2011.12.02.Fri(19:30)
『ハラがコレなんで』(2011)監督:石井裕也

役者に独特の芝居をさせる石井節は健在なれど、自主映画色は薄れ普通の映画っぽくなってきたなあ、などと一瞬でも思った私が間違っていたと途中で気付く。いや、全然「普通の」映画なんかじゃなかった。
「粋」という言葉が今回のキータームなんだが、主人公のセリフとしてガンガン出てくるのはいいがその使い方が、オッサンとしてはひっかかる。
ひっかかるというのはつまり、そんなことまで粋だとかいうのはヘンじゃないの? とか、粋だ粋だとなんどもしつこく言うのは粋じゃないんじゃないの? とかそういうこと。
だけど途中からそんなこともどうでもよくなってくる。いやもう大丈夫オッケーです。
元気でるよ、この映画は。
クヨクヨしてる人がいたらとりあえず観て欲しい。
バカバカしいと思えばそれまでだし、仲里依紗演ずる光子の言動を見て少しでも気持ちがラクになれば儲けもん。

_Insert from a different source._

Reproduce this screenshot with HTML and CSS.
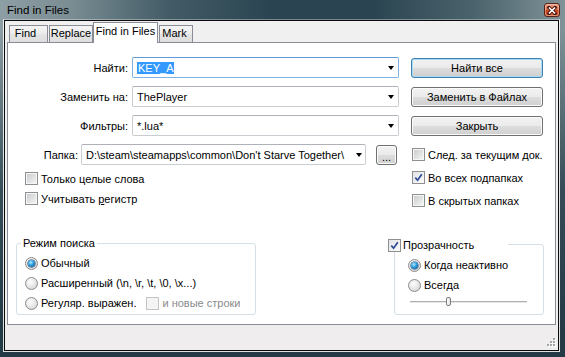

相変わらず映画としてはほとんどリアリティのないドタバタ騒ぎが描かれているのだが、そこから何事かを感じとらせるのがこの監督の本領。
特に終盤のカオス的なドタバタは感動的ですらある。
仲里依紗はやっぱ大物感あるし、石井組の常連、稲川実代子が余人に真似できぬ迫力ある老婆を演じて大活躍。
石橋凌も新境地というか実になんとも愛らしいオヤジを演じている。
全石井監督長編作品を観てこちらが慣れてきたせいもあるのか、『川の底からこんにちは』ほどのストレンジさは感じなかったもののやっぱヘンな映画だよ。
どうなってるかちょっと心配していたのだが観て良かった。いい作品になってると思う。